Tさんは最近、顔や首の周りに湿疹ができて、いっこうによくなる気配がありません。しばらくすると、ほとんど眠れないという状態にまで陥ったので会社の医務室を訪ねたところ、医師から「これはストレス症状だから、カウンセリングを受けるように」と勧められたといいます。

Tさんは、上司から自分は認められていないことを、このところの評価から実感していました。Tさんの評価を行うのは、この職場にどうしても必要な人材と高く評価され異動してきた直属の上司(40歳、室長)とその上の上司(48歳、次長)です。直属の上司は、上に対して気を遣い、上からの受けがよく、二人はしょっちゅう一緒にお酒を飲みに行くという仲だという評判でした。部下から見ると、直属の上司は、確かに仕事はできるが組織を束ねる力か弱いといいます。結局、Tさんがマネージャー業務の多くを引き受けることになり、設計の仕事と両方で負但は重くなりました。にもかかかわらず、そうした面を正当に評価してもらえていないというのです。
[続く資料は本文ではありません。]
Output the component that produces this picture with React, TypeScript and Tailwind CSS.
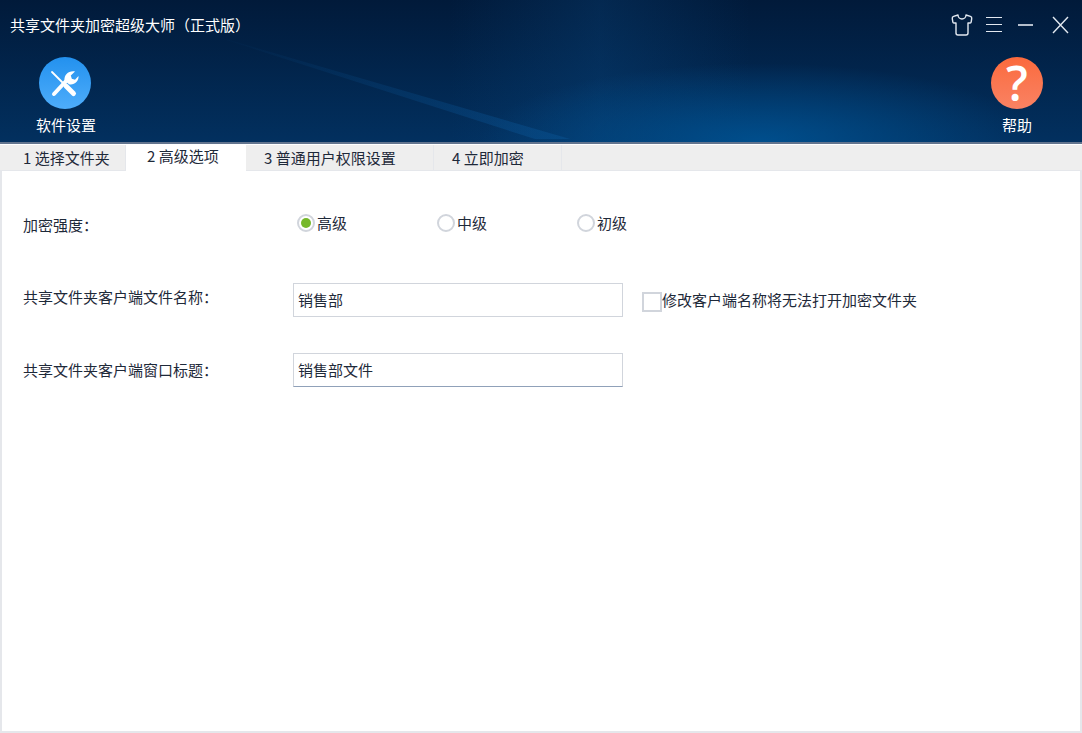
import React from "react";
import { Shirt } from "lucide-react";

const tabs = [
  { label: "1 选择文件夹", width: "w-31", pad: "pl-5.25" },
  { label: "2 高级选项", width: "w-30", pad: "pl-5.25", active: true },
  { label: "3 普通用户权限设置", width: "w-47", pad: "pl-4.5" },
  { label: "4 立即加密", width: "w-32", pad: "pl-4.5" },
];

function HeaderArt() {
  return (
    <svg className="absolute inset-0 h-full w-full" viewBox="0 0 1082 144" preserveAspectRatio="none">
      <defs>
        <radialGradient id="glow" cx="50%" cy="50%" r="50%">
          <stop offset="0%" stopColor="#00508f" stopOpacity="0.95" />
          <stop offset="100%" stopColor="#00508f" stopOpacity="0" />
        </radialGradient>
        <linearGradient id="band" x1="0" x2="1" y1="0" y2="0">
          <stop offset="0%" stopColor="#0a4a85" stopOpacity="0" />
          <stop offset="50%" stopColor="#0a4a85" stopOpacity="0.3" />
          <stop offset="100%" stopColor="#0a4a85" stopOpacity="0" />
        </linearGradient>
        <linearGradient id="streak" x1="0" x2="1" y1="0" y2="0">
          <stop offset="0%" stopColor="#0a5596" stopOpacity="0" />
          <stop offset="100%" stopColor="#0a5596" stopOpacity="0.45" />
        </linearGradient>
      </defs>
      <rect x="450" y="0" width="300" height="144" fill="url(#band)" />
      <rect x="480" y="64" width="560" height="160" fill="url(#glow)" />
      <path d="M200 32 L535 141 L570 141 Z" fill="url(#streak)" />
    </svg>
  );
}

function ToolsIcon() {
  return (
    <svg viewBox="0 0 52 52" className="mr-0.5 h-13 w-13">
      <defs>
        <linearGradient id="toolsBg" x1="0" x2="0" y1="0" y2="1">
          <stop offset="0%" stopColor="#2391ee" />
          <stop offset="100%" stopColor="#4eadfb" />
        </linearGradient>
      </defs>
      <circle cx="26" cy="26" r="26" fill="url(#toolsBg)" />
      <path d="M13 15 L27 29" stroke="#fff" strokeWidth="1.8" strokeLinecap="round" />
      <path d="M27 29 L34.5 36.5" stroke="#fff" strokeWidth="5" strokeLinecap="round" />
      <path d="M15 37 L28 23" stroke="#fff" strokeWidth="4" strokeLinecap="round" />
      <path
        d="M25.5 23.5 C25 18 29.5 13.5 36 14.5 L31.8 18.5 L32.8 21.7 L36 22.7 L39.5 19 C40 24.5 35 28.5 30 27.3 Z"
        fill="#fff"
      />
    </svg>
  );
}

function WindowButtons() {
  return (
    <div className="flex items-center gap-3 pr-3 text-slate-200">
      <Shirt className="-mr-0.5 h-6 w-6" strokeWidth={1.4} />
      <svg viewBox="0 0 20 20" className="h-5 w-5" stroke="currentColor" strokeWidth="1">
        <path d="M2 2.5 H18 M2 9.5 H18 M2 16.5 H18" />
      </svg>
      <svg viewBox="0 0 20 20" className="h-5 w-5" stroke="currentColor" strokeWidth="1.6">
        <path d="M2 10 H17" />
      </svg>
      <svg viewBox="0 0 20 20" className="ml-0.5 h-5 w-5" stroke="currentColor" strokeWidth="1.4">
        <path d="M3 2 L18 18 M18 2 L3 18" />
      </svg>
    </div>
  );
}

function Radio({ label, checked }: { label: string; checked?: boolean }) {
  return (
    <div className="flex w-35 items-center gap-0.5">
      <span className="flex h-4.5 w-4.5 items-center justify-center rounded-full border-2 border-gray-300 bg-white">
        {checked && <span className="h-2.5 w-2.5 rounded-full bg-[#76b82a]" />}
      </span>
      <span>{label}</span>
    </div>
  );
}

export default function App() {
  return (
    <div
      className="flex h-screen w-full flex-col overflow-hidden bg-white text-[15px] text-gray-800"
      style={{ fontFamily: '"Noto Sans CJK SC", "Liberation Sans", sans-serif' }}
    >
      {/* banner */}
      <div className="relative h-36 shrink-0 border-b-2 border-slate-500 bg-gradient-to-b from-[#011a3a] to-[#02305f] text-white">
        <HeaderArt />
        <div className="relative flex h-14 items-center justify-between pb-1.5 pl-2.5">
          <span>共享文件夹加密超级大师（正式版）</span>
          <WindowButtons />
        </div>
        <div className="relative flex items-start justify-between pl-9 pr-9.75 pt-px">
          <div className="flex flex-col items-center gap-1.5">
            <ToolsIcon />
            <span className="leading-5">软件设置</span>
          </div>
          <div className="flex flex-col items-center gap-1.5">
            <span className="flex h-13 w-13 items-center justify-center rounded-full bg-gradient-to-b from-[#fb6a3c] to-[#f98263] font-['Open_Sans'] text-5xl leading-none font-semibold text-white">
              ?
            </span>
            <span className="leading-5">帮助</span>
          </div>
        </div>
      </div>

      {/* tabs */}
      <div className="mt-px flex h-6.5 shrink-0 border-b border-gray-200 bg-[#eeeeee] pl-0.5">
        {tabs.map((tab) => (
          <div
            key={tab.label}
            className={
              tab.active
                ? `${tab.width} ${tab.pad} flex h-6.5 shrink-0 items-start bg-white`
                : `${tab.width} ${tab.pad} flex shrink-0 items-center border-r border-gray-200 pt-0.5`
            }
          >
            {tab.label}
          </div>
        ))}
      </div>

      {/* form */}
      <div className="flex-1 border-x-2 border-b-2 border-gray-200 pl-5.25 pt-10">
        <div className="flex h-6 items-center">
          <span className="w-67.5 pt-1">加密强度：</span>
          <div className="ml-1 flex">
            <Radio label="高级" checked />
            <Radio label="中级" />
            <Radio label="初级" />
          </div>
        </div>

        <div className="mt-12 flex items-center">
          <span className="w-67.5 pb-1.5">共享文件夹客户端文件名称：</span>
          <div className="flex h-8.5 w-82.5 items-center border border-gray-300 pl-1">销售部</div>
          <span className="ml-4.75 mt-1 h-5 w-5 border-2 border-gray-300" />
          <span>修改客户端名称将无法打开加密文件夹</span>
        </div>

        <div className="mt-9 flex items-center">
          <span className="w-67.5">共享文件夹客户端窗口标题：</span>
          <div className="flex h-8.5 w-82.5 items-center border border-gray-300 border-b-slate-400 pl-1">销售部文件</div>
        </div>
      </div>
    </div>
  );
}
「これまでも、上司との関係で悩んだことはありましたし、サラリーマンにとってはそう珍しいことではありません。今回も、今がそういう時期なのだと割り切って乗り越えようと思っていました」とTさんは言います。しかし、評価が低いということは給料や賞与にもろにはね返ってきますから、やはり家族を抱えた身としては深刻でした。

 

「短時間の面接だけで評価が決まることへの不安」

最近、Tさんは上の上司(次長)と評価面接が行われた機会に、上の認識を少しでも変えてほしいと考えて、自分の仕事の状況や日ごろ悩んでいることを思い切って話そうとしました。この上司はいくつもの仕事を兼務していることもあってほとんど席にいなかったので、職場の問題を把握できる状態ではありませんでした。